本稿では、アラビア語における、ふたつの名詞を組み合わせた慣用表現を紹介しました。ふたつの名詞の意味を足し合わせても全体としての意味が分からないというのは、学習者にとっては厄介です。けれども、アラブ人の発想・物事の見方を垣間見ることができて、面白いなと思います。


 

[1] より厳密にいうと、単にふたつの名詞を並べるだけではありません。たとえば[名詞A][名詞B]で、「BのA」という所有表現のばあい、[名詞A]のほうは定冠詞al-が付かない名詞、かつ[名詞B]のほうは属格である必要があります。が、これはかなり細かい文法の話になるため、本文では省略しました。

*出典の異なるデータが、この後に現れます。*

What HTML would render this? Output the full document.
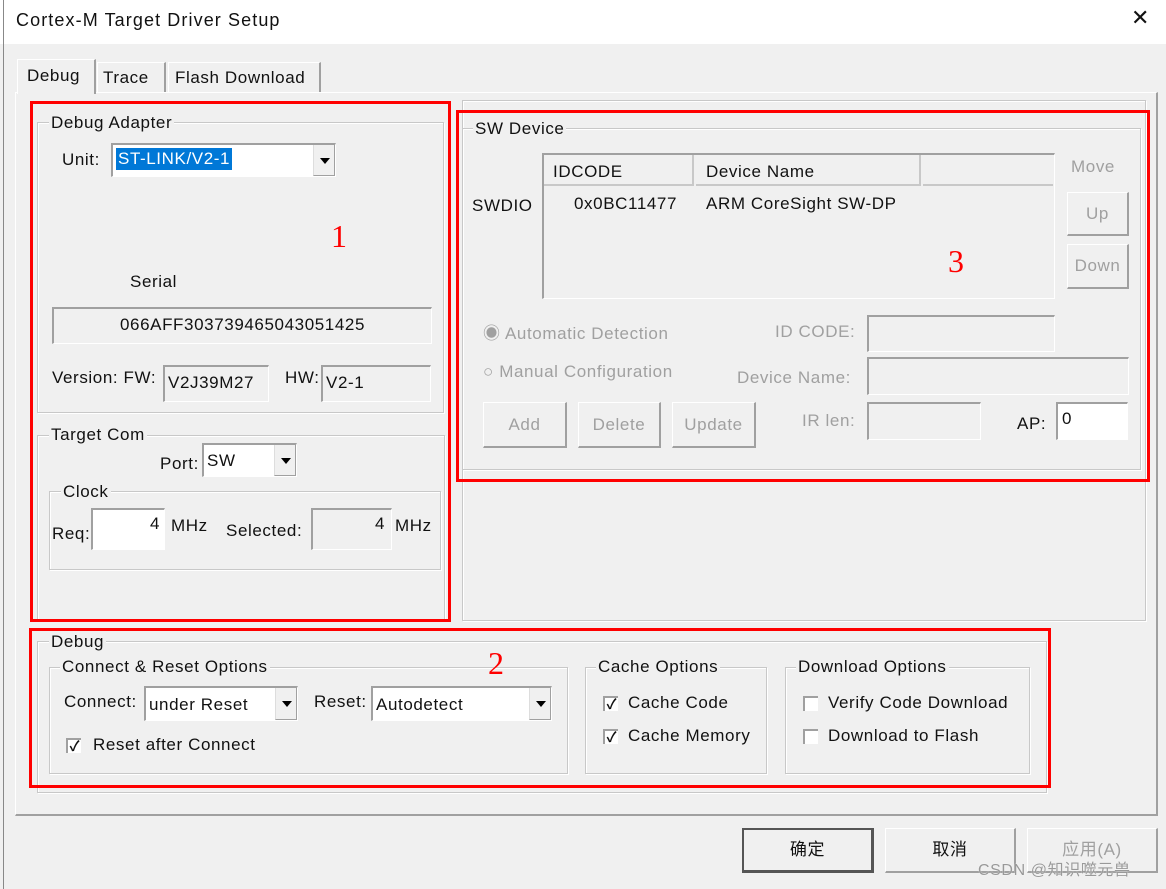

[2] 先に示したḥadīqaに対して、こちらにはおしりにtが付いています。実のところ、ḥadīqaという単語は、tの付いたḥadīqatという形がデフォルトの形なのです。が、アラビア語の慣例として、名詞を単独で言う場合、このtを発音しないのが普通です。そのため単独で表記する場合には、tのないḥadīqaという形でラテン文字表記しました。所有表現においてはこのtが復活するので、ḥadīqatとなります。

[3] kalimaのおしりにtが付いている理由については、注釈2同様です。

[4] murūrの頭に付いているl-は、定冠詞al-の変化形です。al-は、名詞の前に付いて、「その~」に近い意味で既知のものを表したり、あるいは「およそ~というものは」「一般的に~というものは」に近い意味で、あるものを総称的に述べたりします。ですからこの場合、l-murūrで、「通過するということ」という総称的な意味になっています。